I looked this activity over and I agree that as an ALT we can add it to the list of topics we shouldn't touch. Whoever created this did a nice job and I don't think it is presented in an indoctrinating way, albeit for the "what are your pronouns?" part. Remember there are counselors and psychologists available to the students at school. Let's stick to teaching with the textbook and be a professional ALT. If you meet someone who has issues with pronouns, you can always refer to them by their name.
@ToddC This lesson is meant to be an example on how the singular "they" can be used in cases where a person doesn't identify as a boy or girl, or in the case where you are unsure if he or she would work (you can't immediately identify them.) This is how our language works. It isn't difficult to change a single word when correctly identifying someone.
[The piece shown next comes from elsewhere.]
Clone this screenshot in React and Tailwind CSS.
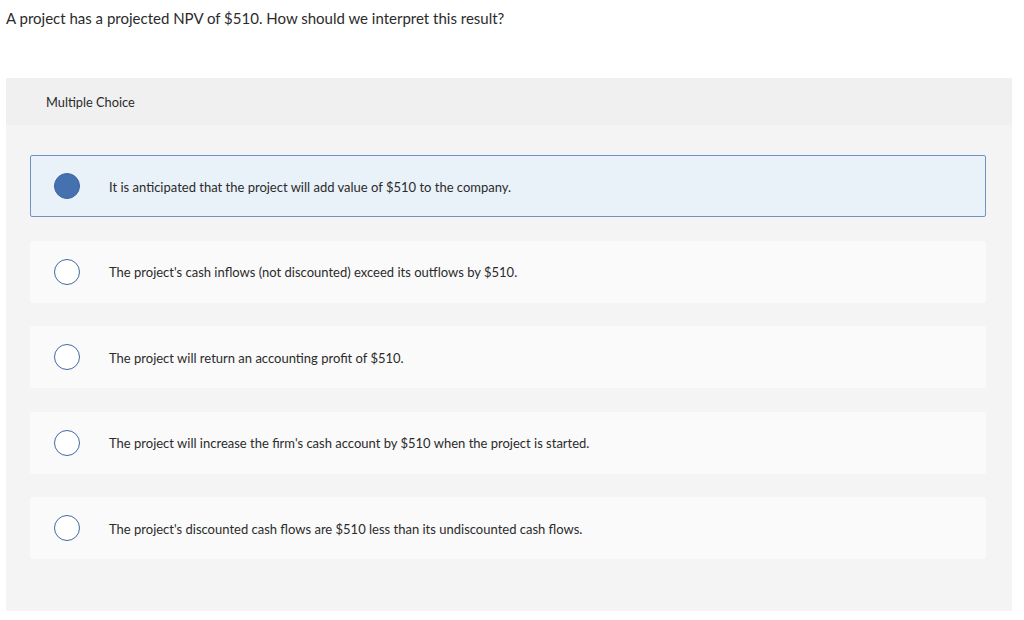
const options = [
  'It is anticipated that the project will add value of $510 to the company.',
  "The project's cash inflows (not discounted) exceed its outflows by $510.",
  'The project will return an accounting profit of $510.',
  "The project will increase the firm's cash account by $510 when the project is started.",
  "The project's discounted cash flows are $510 less than its undiscounted cash flows.",
]

function Option({ text, selected }) {
  return (
    <div
      className={
        selected
          ? 'h-[62px] flex items-center pl-[23px] border border-[#6f92c6] rounded-[2px] bg-[#e9f1f9]'
          : 'h-[62px] flex items-center pl-[24px] rounded-[2px] bg-[#fafafa]'
      }
    >
      {selected ? (
        <span className="w-[26px] h-[26px] rounded-full bg-[#4571b0] border border-[#3c65a0] shrink-0" />
      ) : (
        <span className="w-[26px] h-[26px] rounded-full bg-white border-[1.5px] border-[#3f6aa5] shrink-0" />
      )}
      <span className="ml-[29px] pt-[3px] text-[13px] text-[#2b2b2b]">{text}</span>
    </div>
  )
}

export default function App() {
  return (
    <div className="min-h-[620px] bg-white pl-[6px] pt-[9px] pr-[12px] font-['Lato','Open_Sans',sans-serif]">
      <p className="text-[15px] leading-[18px] text-[#2b2b2b]">
        A project has a projected NPV of $510. How should we interpret this result?
      </p>
      <div className="mt-[51px] rounded-[2px] bg-[#f4f4f4] overflow-hidden">
        <div className="h-[47px] bg-[#f0f0f0] pl-[40px] pt-[3px] flex items-center text-[12.8px] text-[#2b2b2b]">
          Multiple Choice
        </div>
        <div className="pt-[30px] pl-[24px] pr-[26px] pb-[52px] flex flex-col gap-[23.5px]">
          {options.map((o, i) => (
            <Option key={i} text={o} selected={i === 0} />
          ))}
        </div>
      </div>
    </div>
  )
}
I fail to see what you mean by the pronouns question being "indoctrinating" and how this lesson isn't "professional." Part of our jobs as ALTs is yes, teaching grammar, but teaching culture as well. Could you elaborate?
@ToddC It isn't indoctrinating. My kids just wanna say their hero is Gudetama or something.
I feel like this can be a really sensitive topic for people. Although, I feel like we shouldn't complicate the language even further for people who just started on their journey of language learning. Although many people will agree with the fact that there are multiple genders. There are always people who don't. Which makes this more of a social lesson than an English focused lesson in my opinion.
I think for us ALT's it's more important to teach what counts for more people. Just to make it less confusing. Now if you want to do this lesson. I would advice to discuss it with your teachers and their views upon this topic.